The answer seems to be in this quote from the 01/05 press release.
"BN.com and NOOK comparable sales reflect the actual selling price for eBooks sold under the agency model rather than solely the commission received. Additionally, it includes all deferred eReader device revenues, and includes device sales to channel partners on a “sell-in” basis net of estimated returns."
The key phrase in the quote is that BKS is counting sales to channel partners on a "sell-in" basis instead of "sell-through" basis. So units sitting in partner stores/warehouses that have not been sold to customers are also being counted as device sales.
This disclosure along with the reduction in BKS's guidance for the Nook business for the fiscal year from $1.8B to $1.5B would seem to indicate that the distribution channel is stuffed with inventory and we'll likely see a sharp falloff in sales through partners next quarter beyond normal seasonality.
The actual selling prices, for all three products, ended up being 30% less. Smart touch $99 Encore (ie nook color) $199 Acclaim (ie nook tablet) $250
So, if the nook guidance was put together using the planned prices, as one would anticipate, then they would have been about 30% high on the sales projections for the hardware component even if they sold the same number of units.
Given that they broke out ~$500 million as the digital sales. That would imply the actual hardware sales were about $1.0 billion this year. They would have projected $1.3-$1.4 billion in sales given the original planned pricing, and they would have been off by 0.3-0.4 billion. As they were.
And yes, I should have put 2+2 together BEFORE the report.
Next quarter is even more difficult to project b/c of the NYT/ People arrangement.
I suspect NYT and People are loaning BKS cash to cover the manufacturing cost upfront, and BKS is paying it back (in full) to the magazines by foregoing their "cut" of the subscription revenue. So the net effect is a $100 subsidy given by BKS, but financed by the publisher. I am not sure how that will be recorded in the books.
> Smart Touch $139 > Nook Color > Encore $249 > Acclaim $349
Nook Color is Nook Color at $199 Encore is Nook Tablet at $249 Acclaim obviously never came to market.

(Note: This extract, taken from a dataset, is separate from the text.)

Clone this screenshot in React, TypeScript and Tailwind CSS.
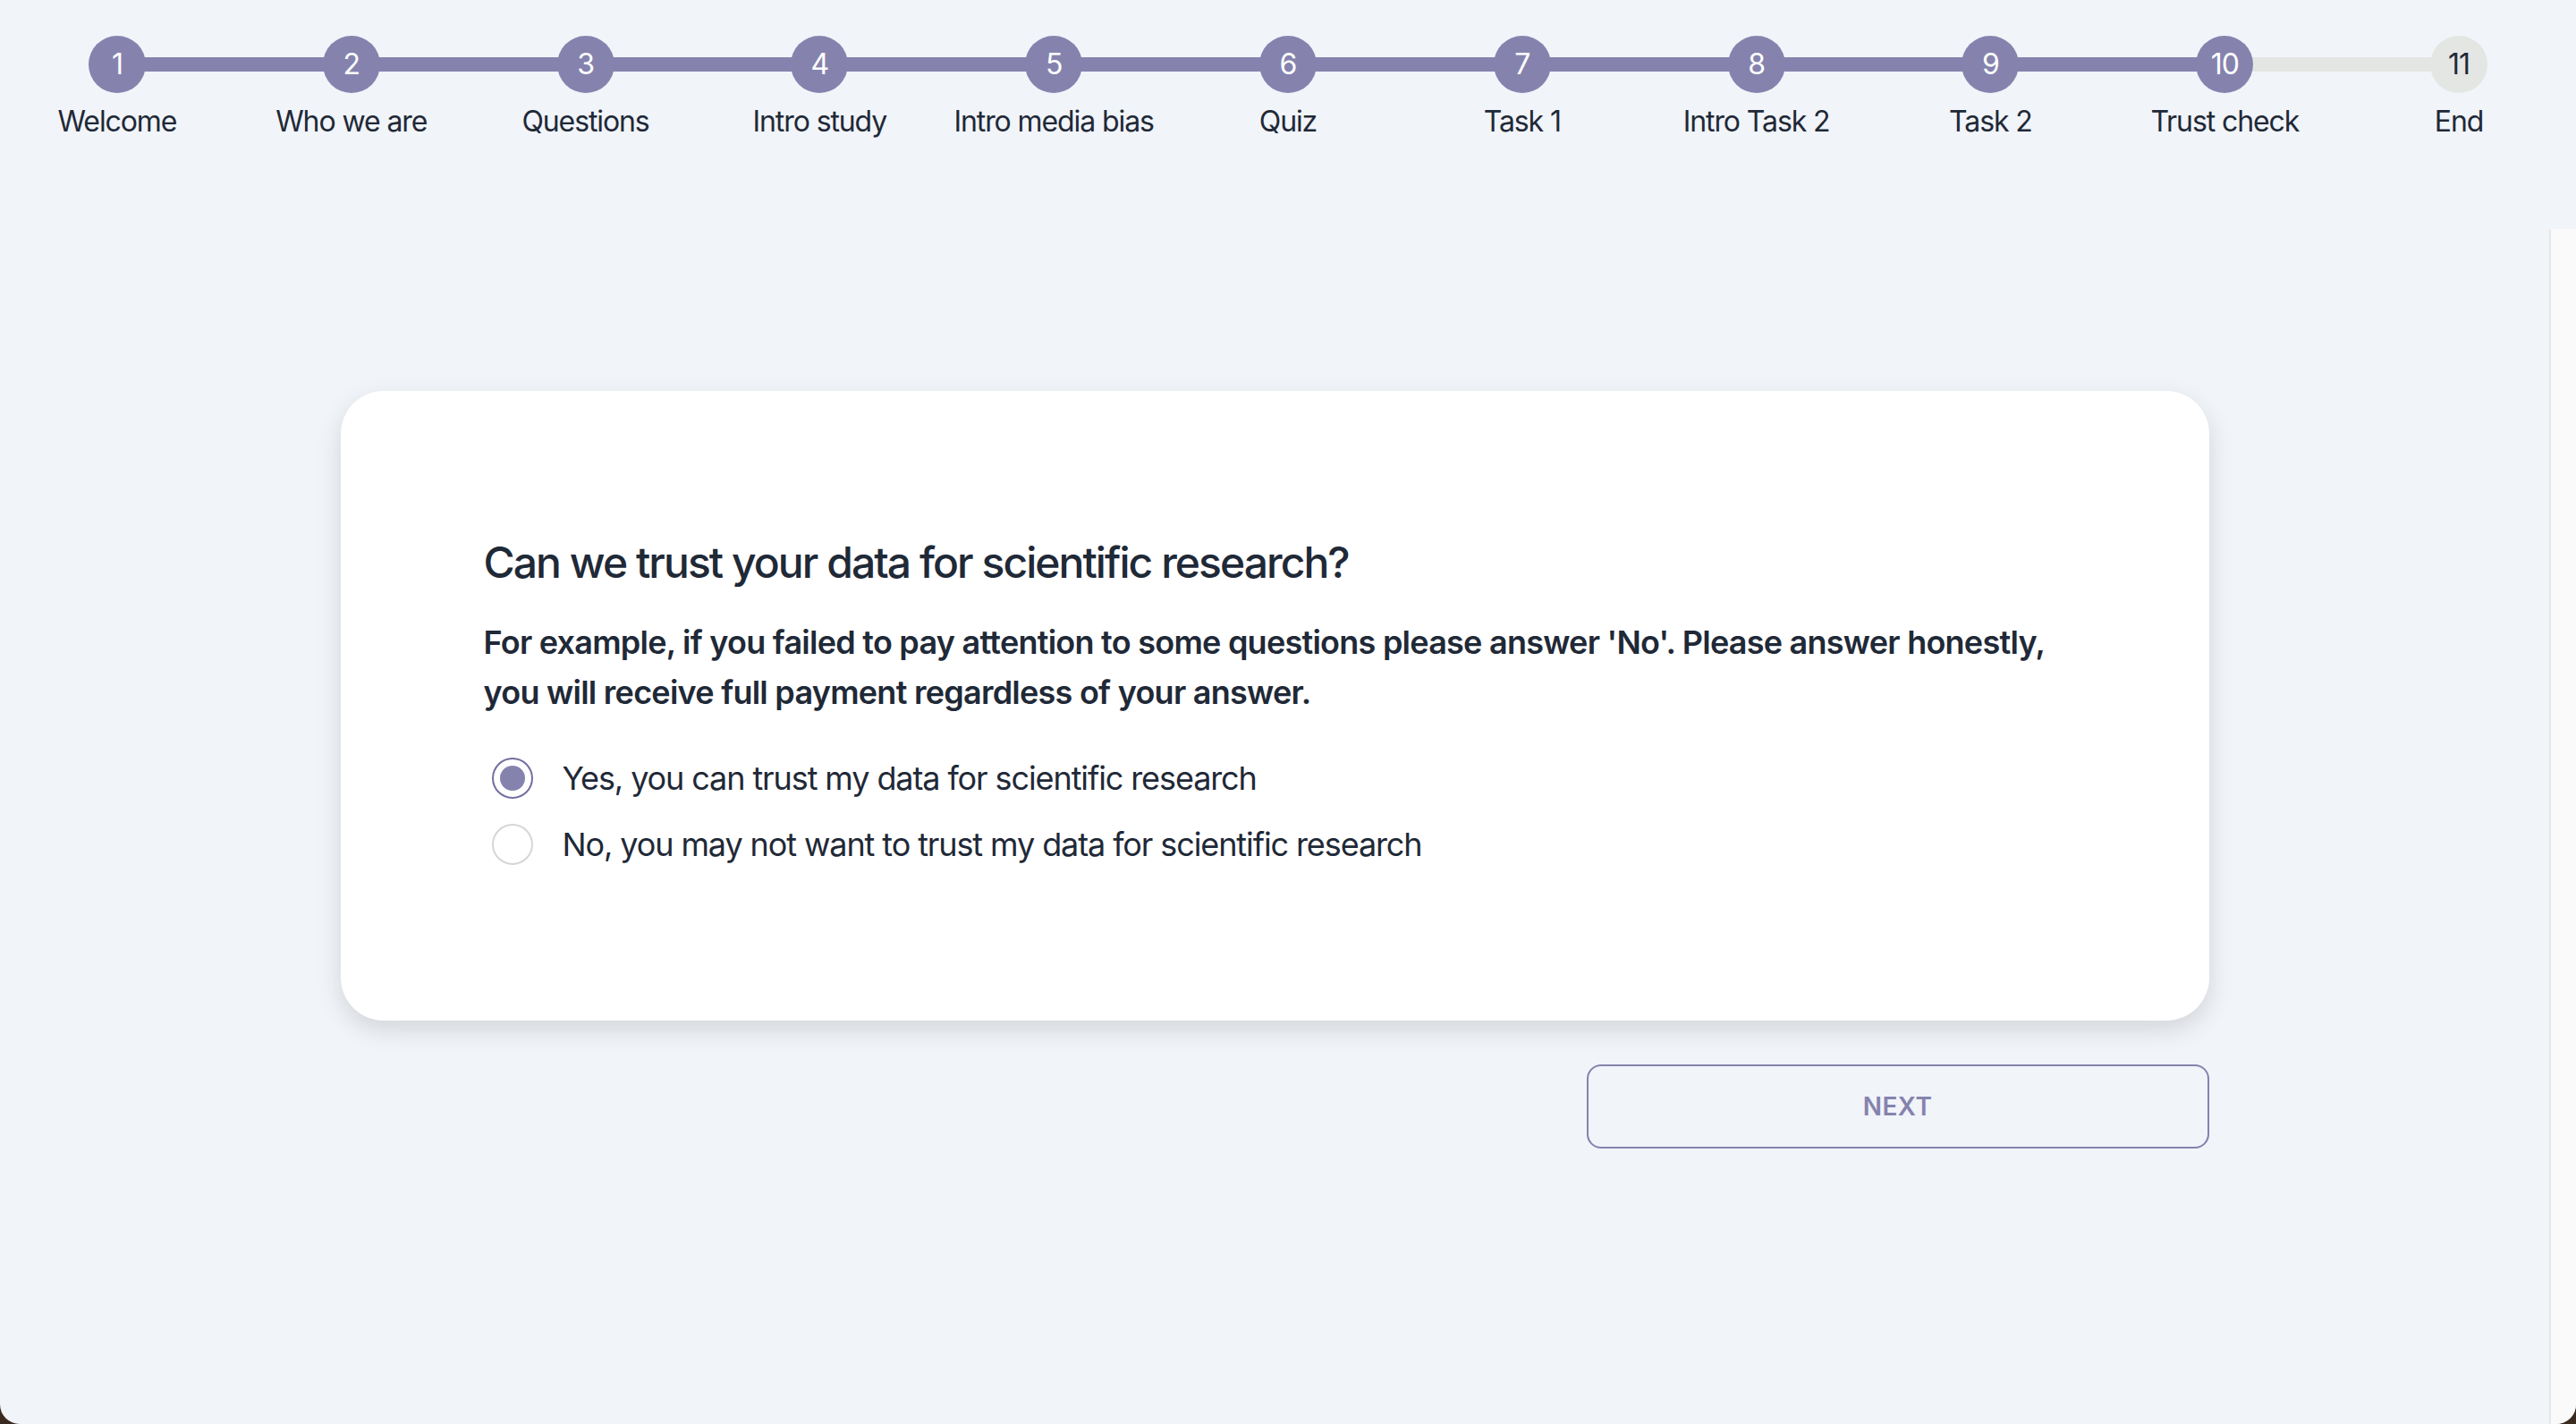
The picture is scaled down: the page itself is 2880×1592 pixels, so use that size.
const steps = [
  "Welcome",
  "Who we are",
  "Questions",
  "Intro study",
  "Intro media bias",
  "Quiz",
  "Task 1",
  "Intro Task 2",
  "Task 2",
  "Trust check",
  "End",
]

const current = 10

function Stepper() {
  return (
    <div className="grid grid-cols-11 h-[256px]">
      {steps.map((label, i) => {
        const n = i + 1
        const done = n <= current
        return (
          <div key={label} className="relative flex flex-col items-center pt-[40px]">
            {i > 0 && (
              <div
                className={
                  n <= current
                    ? "absolute top-[64px] h-[16px] left-[-50%] right-[50%] bg-[#8583ae]"
                    : "absolute top-[64px] h-[16px] left-[-50%] right-[50%] bg-[#e4e6e4]"
                }
              />
            )}
            <div
              className={
                done
                  ? "relative z-10 flex items-center justify-center w-[64px] h-[64px] rounded-full bg-[#8583ae] text-white text-[32px] tracking-[-1px]"
                  : "relative z-10 flex items-center justify-center w-[64px] h-[64px] rounded-full bg-[#e4e6e4] text-[#1f2937] text-[32px] tracking-[-1px]"
              }
            >
              {n}
            </div>
            <div className="mt-[8px] text-[32px] leading-[48px] tracking-[-1.1px] text-[#1f2937] whitespace-nowrap">
              {label}
            </div>
          </div>
        )
      })}
    </div>
  )
}

function Radio({ checked, label }: { checked?: boolean; label: string }) {
  return (
    <label className="flex items-center h-[74px]">
      <span
        className={
          checked
            ? "ml-[9px] flex items-center justify-center w-[46px] h-[46px] rounded-full border-2 border-[#726fa0]"
            : "ml-[9px] flex items-center justify-center w-[46px] h-[46px] rounded-full border-2 border-[#d6d6da]"
        }
      >
        {checked && <span className="w-[28px] h-[28px] rounded-full bg-[#8583ae]" />}
      </span>
      <span className="ml-[33px] text-[36px] tracking-[-1.1px] text-[#1f2937]">{label}</span>
    </label>
  )
}

export default function App() {
  return (
    <div className="w-[2880px] h-[1592px] bg-[#3a2a20] font-['Inter',sans-serif]">
      <div className="flex flex-col h-full bg-[#f1f4f9] rounded-b-[22px] overflow-hidden">
        <Stepper />
        <div className="flex flex-1 min-h-0">
          <main className="flex-1 pt-[181px]">
            <div className="w-[2089px] mx-auto">
              <div className="bg-white rounded-[48px] p-[160px] shadow-[0_10px_28px_rgba(0,0,0,0.13)]">
                <h2 className="text-[48px] leading-[64px] font-medium text-[#1f2937] tracking-[-1.95px]">
                  Can we trust your data for scientific research?
                </h2>
                <p className="mt-[29px] text-[36px] leading-[56px] font-semibold text-[#1f2937] tracking-[-0.75px]">
                  <span className="whitespace-nowrap">
                    For example, if you failed to pay attention to some questions please answer 'No'. Please answer honestly,
                  </span>
                  <br />
                  you will receive full payment regardless of your answer.
                </p>
                <div className="mt-[31px] flex flex-col">
                  <Radio checked label="Yes, you can trust my data for scientific research" />
                  <Radio label="No, you may not want to trust my data for scientific research" />
                </div>
              </div>
              <div className="flex justify-end mt-[49px]">
                <button className="w-[696px] h-[94px] rounded-[16px] border-2 border-[#8583ae] text-[#8583ae] text-[28px] font-semibold tracking-[0.5px]">
                  NEXT
                </button>
              </div>
            </div>
          </main>
          <div className="w-[30px] bg-[#fafafa] border-l-2 border-[#e6e6e6]" />
        </div>
      </div>
    </div>
  )
}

Your idea that BKS expected to sell the Nook Tablet at $349 is pretty ridiculous. BKS is fighting the razor battle with their tablet and there's no way they would have been trying to sell their razors with such high markups.
> "So, if the nook guidance was put together using the planned prices, as one would anticipate, then they would have been about 30% high on the sales projections for the hardware component even if they sold the same number of units."

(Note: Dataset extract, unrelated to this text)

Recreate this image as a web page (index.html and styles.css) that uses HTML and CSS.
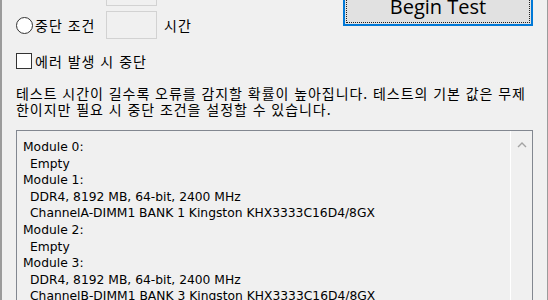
FILE: index.html
```html
<!DOCTYPE html>
<html lang="ko">
<head>
<meta charset="UTF-8" />
<meta name="viewport" content="width=device-width, initial-scale=1" />
<title>Memory Test</title>
<link rel="stylesheet" href="styles.css">
</head>
<body>
<div class="window">
  <div class="top">
    <div class="options">
      <div class="opt-row">
        <span></span>
        <span class="field"></span>
      </div>
      <label class="opt-row">
        <span class="choice"><span class="radio"></span>중단 조건</span>
        <span class="field"></span>
        <span class="unit">시간</span>
      </label>
      <label class="check-row">
        <span class="check"></span>에러 발생 시 중단
      </label>
    </div>
    <button class="begin">Begin Test</button>
  </div>

  <p class="desc">테스트 시간이 길수록 오류를 감지할 확률이 높아집니다. 테스트의 기본 값은 무제<br>한이지만 필요 시 중단 조건을 설정할 수 있습니다.</p>

  <div class="listbox">
    <div class="lines">
      <div>Module 0:</div>
      <div class="sub">Empty</div>
      <div>Module 1:</div>
      <div class="sub">DDR4, 8192 MB, 64-bit, 2400 MHz</div>
      <div class="sub">ChannelA-DIMM1 BANK 1 Kingston KHX3333C16D4/8GX</div>
      <div>Module 2:</div>
      <div class="sub">Empty</div>
      <div>Module 3:</div>
      <div class="sub">DDR4, 8192 MB, 64-bit, 2400 MHz</div>
      <div class="sub">ChannelB-DIMM1 BANK 3 Kingston KHX3333C16D4/8GX</div>
    </div>
    <div class="vscroll">
      <svg class="arrow" width="10" height="7" viewBox="0 0 10 7" aria-hidden="true">
        <path d="M1 6 L5 2 L9 6" fill="none" stroke="#a3a3a3" stroke-width="1.4" />
      </svg>
    </div>
  </div>
</div>
</body>
</html>
```

FILE: styles.css
```css
/* window chrome */
:root {
  --bg: #f0f0f0;
  --text: #000000;
  --frame: #9b9b9b;
  --accent: #0078d7;
}

*, *::before, *::after {
  box-sizing: border-box;
}

body {
  margin: 0;
  background: var(--bg);
  color: var(--text);
  font-family: "Noto Sans CJK KR", "Noto Sans", sans-serif;
}

.window {
  width: 548px;
  height: 300px;
  overflow: hidden;
  background: var(--bg);
  border-left: 2px solid var(--frame);
  border-right: 1px solid var(--frame);
  padding-left: 14px;
}

/* options + button */
.top {
  display: flex;
  align-items: flex-start;
  margin-top: -22px;
}

.options {
  display: flex;
  flex-direction: column;
  font-size: 14px;
  letter-spacing: 1px;
}

.opt-row {
  display: grid;
  grid-template-columns: 90px 51px auto;
  align-items: center;
  height: 28px;
}
.opt-row + .opt-row {
  margin-top: 5px;
}

.choice {
  display: flex;
  align-items: center;
  gap: 2px;
}

.radio {
  width: 17px;
  height: 17px;
  border: 1px solid #333;
  border-radius: 50%;
  background: #fff;
}

.field {
  height: 28px;
  border: 1px solid #d2d2d2;
  background: var(--bg);
}

.unit {
  margin-left: 7px;
}

.check-row {
  display: flex;
  align-items: center;
  gap: 3px;
  height: 16px;
  margin-top: 14px;
}

.check {
  width: 16px;
  height: 16px;
  border: 1px solid #333;
  background: #fff;
}

.begin {
  margin: 8px 14px 0 auto;
  width: 190px;
  height: 40px;
  border: 2px solid var(--accent);
  background: #e1e1e1;
  outline: 1px dotted #222;
  outline-offset: -4px;
  font-family: "Open Sans", sans-serif;
  font-size: 20px;
  color: #000;
  padding: 0;
}

/* description */
.desc {
  margin: 16px 0 0;
  font-size: 14px;
  line-height: 16px;
  letter-spacing: 0.95px;
  white-space: nowrap;
}

/* module list */
.listbox {
  display: flex;
  margin: 13px 14px 0 0;
  height: 200px;
  border: 1px solid #828790;
  background: var(--bg);
}

.lines {
  flex: 1;
  padding: 8px 0 0 6px;
  font-family: "DejaVu Sans", sans-serif;
  font-size: 12.3px;
  line-height: 16.6px;
  white-space: nowrap;
}

.lines .sub {
  padding-left: 7px;
}

.vscroll {
  width: 22px;
  border-left: 1px solid #ffffff;
  display: flex;
  justify-content: center;
  padding-top: 10px;
}

.arrow {
  display: block;
}
```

If BKS was planning on selling the same number of units at those higher prices, BKS is being run by idiots with ridiculous forecasts and no chance of meeting any of them.

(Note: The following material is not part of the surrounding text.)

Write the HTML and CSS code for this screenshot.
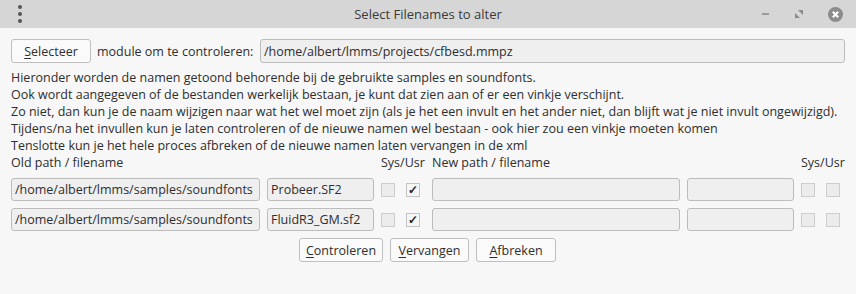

> "Next quarter is even more difficult to project b/c of the NYT/ People arrangement."
This one's already blown up. Next quarter will clearly show that BKS doesn't have a chance in hell of surviving.
Nice catch. What it means is they're throwing everything but the kitchen sink into the revenue line.
There are some that would argue, from a GAAP perspective, that the agency revenue shouldn't be recognized as sales, but only as the commission earned. It appears that BKS is taking a more liberal approach to revenue recognition...
I think BKS is following GAAP in their earnings report (only commission counted as revenue for agency sales).
But in these fluff press releases, they're using their own definitions of "comparable sales", which may be technically correct, but leaving the reader with a completely different impression of how sales are going compared to what they will report in their GAAP results.
That kind of spinning of the numbers to me is the surest sign that the actual results will be atrocious - especially given BKS's pattern of starting the fiscal year with relatively rosy outlook followed by guiding down each and every quarter for the rest of the year. I expect there's plenty more bad news waiting to trickle out.